Das braucht, stellt Johannes Hepp zu recht fest, neue Regulierungen. So wie vor 100 Jahren mit dem Aufkommen der Automobilität der Straßenverkehr geregelt wurde. „Menschen haben das Recht auf Selbstbestimmung und darauf, in einer gesunden und geschützten Umwelt zu leben“, schreibt Hepp. „Belastende Algorithmen sollten fair, transparent und vor allem überprüfbar sein.“

Denn erst dann stehen die Menschen den digitalen Angeboten nicht mehr ratlos, überfordert und ausgeliefert gegenüber. Wenn sich das nicht ändert, werden sie immer wieder und immer öfter mit all ihren Überforderungen in seiner Praxis aufschlagen, unter Neurosen leidend, die die Technik, die eigentlich alles gut machen sollte, erst so richtig befeuert hat.

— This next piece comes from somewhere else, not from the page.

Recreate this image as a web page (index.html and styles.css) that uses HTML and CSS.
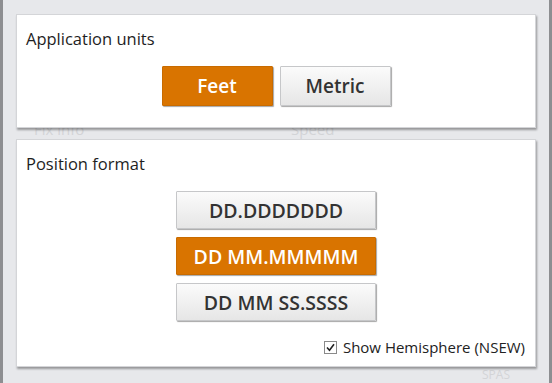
FILE: index.html
```html
<!DOCTYPE html>
<html lang="en">
<head>
    <meta charset="UTF-8">
    <title>Settings</title>
    <link rel="stylesheet" href="styles.css">
</head>
<body>
    <div class="screen">
        <!-- labels of the page underneath -->
        <div class="under">
            <span class="under-label fix">Fix info</span>
            <span class="under-label speed">Speed</span>
            <span class="under-label spas">SPAS</span>
        </div>

        <!-- units -->
        <div class="card card-units">
            <div class="card-title">Application units</div>
            <div class="btn-row">
                <button class="opt-btn opt-small selected">Feet</button>
                <button class="opt-btn opt-small">Metric</button>
            </div>
        </div>

        <!-- position format -->
        <div class="card card-format">
            <div class="card-title">Position format</div>
            <div class="btn-col">
                <button class="opt-btn opt-wide">DD.DDDDDDD</button>
                <button class="opt-btn opt-wide selected">DD MM.MMMMM</button>
                <button class="opt-btn opt-wide">DD MM SS.SSSS</button>
            </div>
            <label class="check-row">
                <span class="check-box">
                    <svg width="11" height="11" viewBox="0 0 11 11">
                        <path d="M2 5.5 L4.5 8.2 L9 2.3" fill="none" stroke="#222" stroke-width="1.6"/>
                    </svg>
                </span>
                Show Hemisphere (NSEW)
            </label>
        </div>
    </div>
</body>
</html>
```

FILE: styles.css
```css
* {
    margin: 0;
    padding: 0;
    box-sizing: border-box;
}

body {
    width: 552px;
    height: 383px;
    background: #e7e8eb;
    font-family: 'Open Sans', 'Noto Sans', sans-serif;
    color: #222;
    overflow: hidden;
}

.screen {
    position: relative;
    height: 383px;
    display: flex;
    flex-direction: column;
    gap: 11px;
    padding: 14px 13px 0 13px;
    border-left: 3px solid #8d8e91;
    border-right: 3px solid #8d8e91;
}

/* 底层页面的文字 */
.under {
    position: absolute;
    top: 0;
    left: 0;
    right: 0;
    bottom: 0;
    z-index: 0;
}

.under-label {
    position: absolute;
    font-size: 15px;
    color: #d3d4d7;
}

.under-label.fix {
    left: 31px;
    top: 119px;
}

.under-label.speed {
    left: 288px;
    top: 119px;
}

.under-label.spas {
    left: 479px;
    top: 368px;
    font-size: 12px;
    line-height: 14px;
}

/* 卡片 */
.card {
    position: relative;
    z-index: 1;
    background: #fff;
    border: 1px solid #d4d5d8;
    box-shadow: 1px 2px 2px rgba(0,0,0,0.35);
    padding: 12px 9px 0 9px;
}

.card-units {
    height: 114px;
}

.card-format {
    height: 228px;
}

.card-title {
    font-size: 16.5px;
    line-height: 23px;
    color: #1e1e1e;
}

/* 按钮 */
.btn-row {
    display: flex;
    justify-content: center;
    gap: 7px;
    margin-top: 16px;
}

.btn-col {
    display: flex;
    flex-direction: column;
    align-items: center;
    gap: 8px;
    margin-top: 16px;
}

.opt-btn {
    font-family: 'Open Sans', 'Noto Sans', sans-serif;
    font-weight: 600;
    color: #333;
    border: 1px solid #c6c7c9;
    border-radius: 1px;
    background: linear-gradient(#fbfbfb, #e6e6e6);
    box-shadow: 1px 1px 1px rgba(0,0,0,0.35);
    cursor: pointer;
}

.opt-small {
    width: 111px;
    height: 40px;
    font-size: 19px;
}

.opt-wide {
    width: 200px;
    height: 38px;
    font-size: 19.5px;
}

.opt-btn.selected {
    background: #d97400;
    border-color: #c86b00;
    color: #fff;
}

/* 复选框 */
.check-row {
    display: flex;
    align-items: center;
    justify-content: flex-end;
    gap: 6px;
    margin-top: 16px;
    margin-right: 1px;
    font-size: 15px;
    color: #222;
}

.check-box {
    width: 13px;
    height: 13px;
    border: 1px solid #8a8a8a;
    background: #fff;
    display: flex;
    align-items: center;
    justify-content: center;
}
```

Weshalb Hepp eine wichtige Kampagne empfiehlt, die um die Ratifizierung digitaler Grundrtechte in der EU kämpft. „Auf der Website www.jeder-mensch.eu kann man für diese Grundrtechte stimmen. Das sollten wir tun.“

Johannes Hepp Die Psyche des Homo Digitalis, Kösel Verlag, München 2022, 22 Euro.